Eclipse creates more work for me just by being Eclipse. The CVS system on it is broken, and I frequently get CVS conflicts on files that I didn't even touch between updates, which cause syntax errors, some of which aren't immediately obvious (sometimes they cause runtime errors instead of compile-time errors).
Then, Eclipse likes to just crash from time to time with no explanation. I ended up jury-rigging a chain of shell scripts just to start Eclipse to try to minimize how often it crashes, and catch the errors (if any) when it does.
Namely, I needed to use ulimit to increase the number of filehandles Eclipse can have to keep it from crashing. Only root can do this, though, and I don't want to run Eclipse as root, because I don't want new files coming in through CVS to be owned as root and make my job more difficult.

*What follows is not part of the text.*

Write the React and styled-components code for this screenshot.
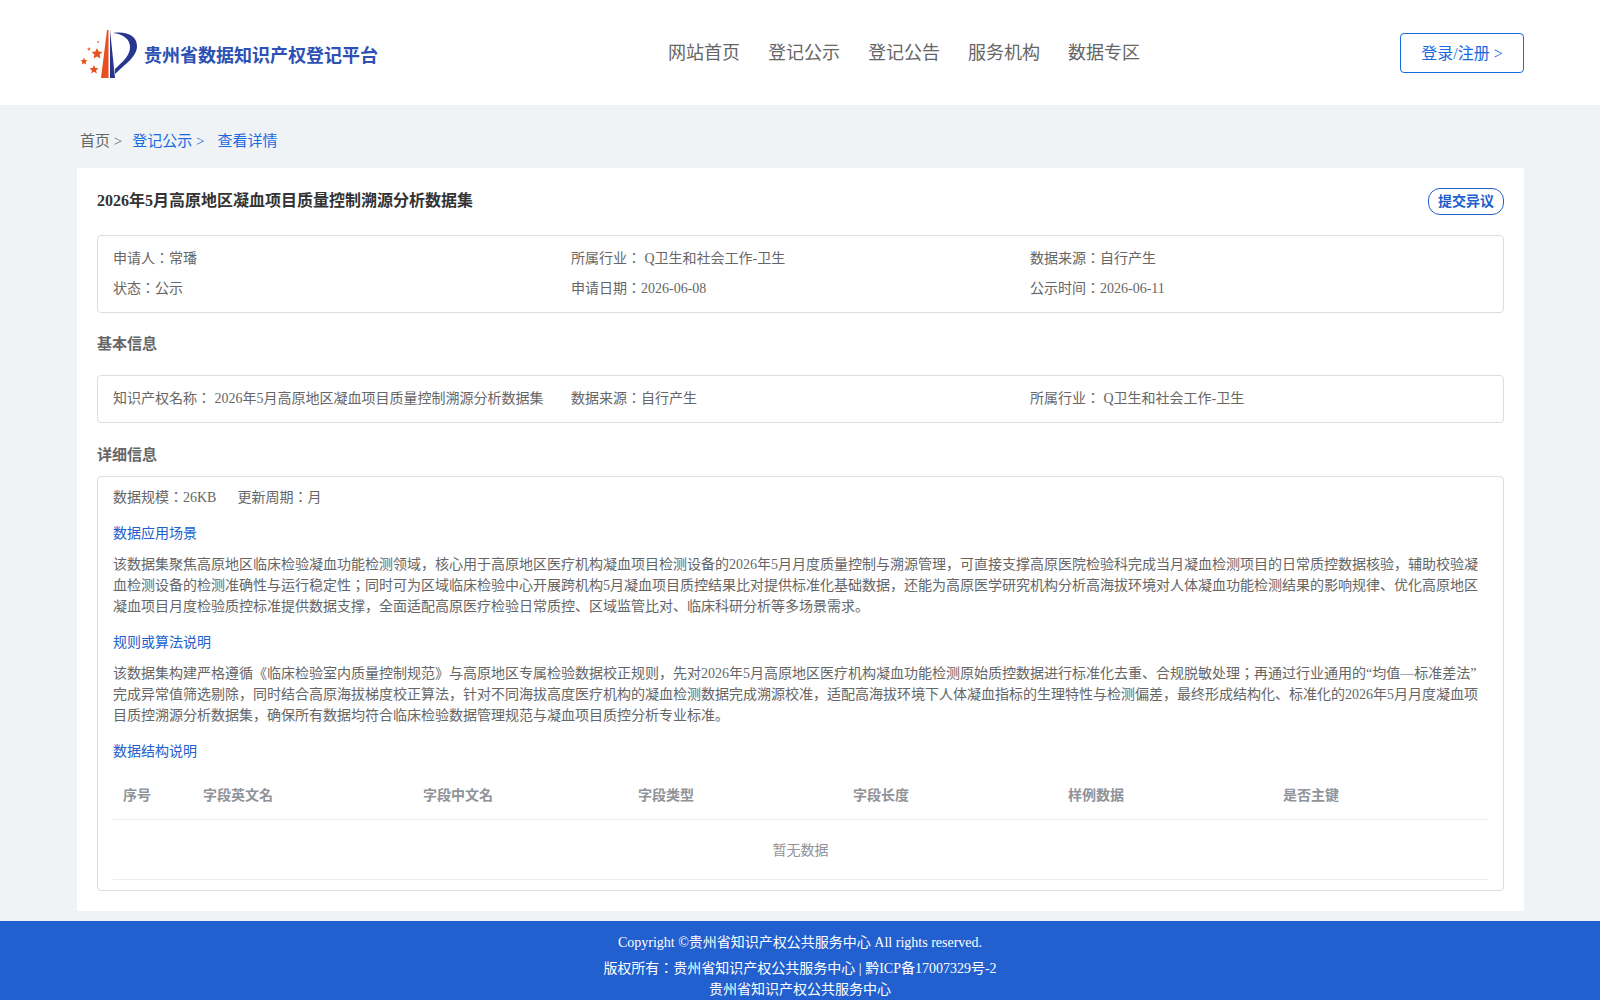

So, just to start Eclipse, I had to set up /etc/sudoers to not require a password to use sudo, and allow sudo to run without a TTY (these are both bad security practices, btw), and to sudo execute this script as root:
$ cat start_eclipse.sh #!/bin/bash # increase fileno limit ulimit -n 50000 sudo -u kirsle "./start_eclipse.pl" &This uses root only to increase the filehandle limit, then it switches to kirsle (my user) so nothing further runs as root, and runs start_eclipse.pl, a Perl script that attempts to catch errors when Eclipse goes down like a cheerleader at homecoming:
$ cat start_eclipse.pl
#!/usr/bin/perl -w
my $out = `./eclipse 2>&1`;
if ($? != 0) {
$out =~ s/\'/\\'/g;
system("zenity", "--info", "--text", $out);
}
Ugh. I strongly prefer a plain old text editor like vim or gedit.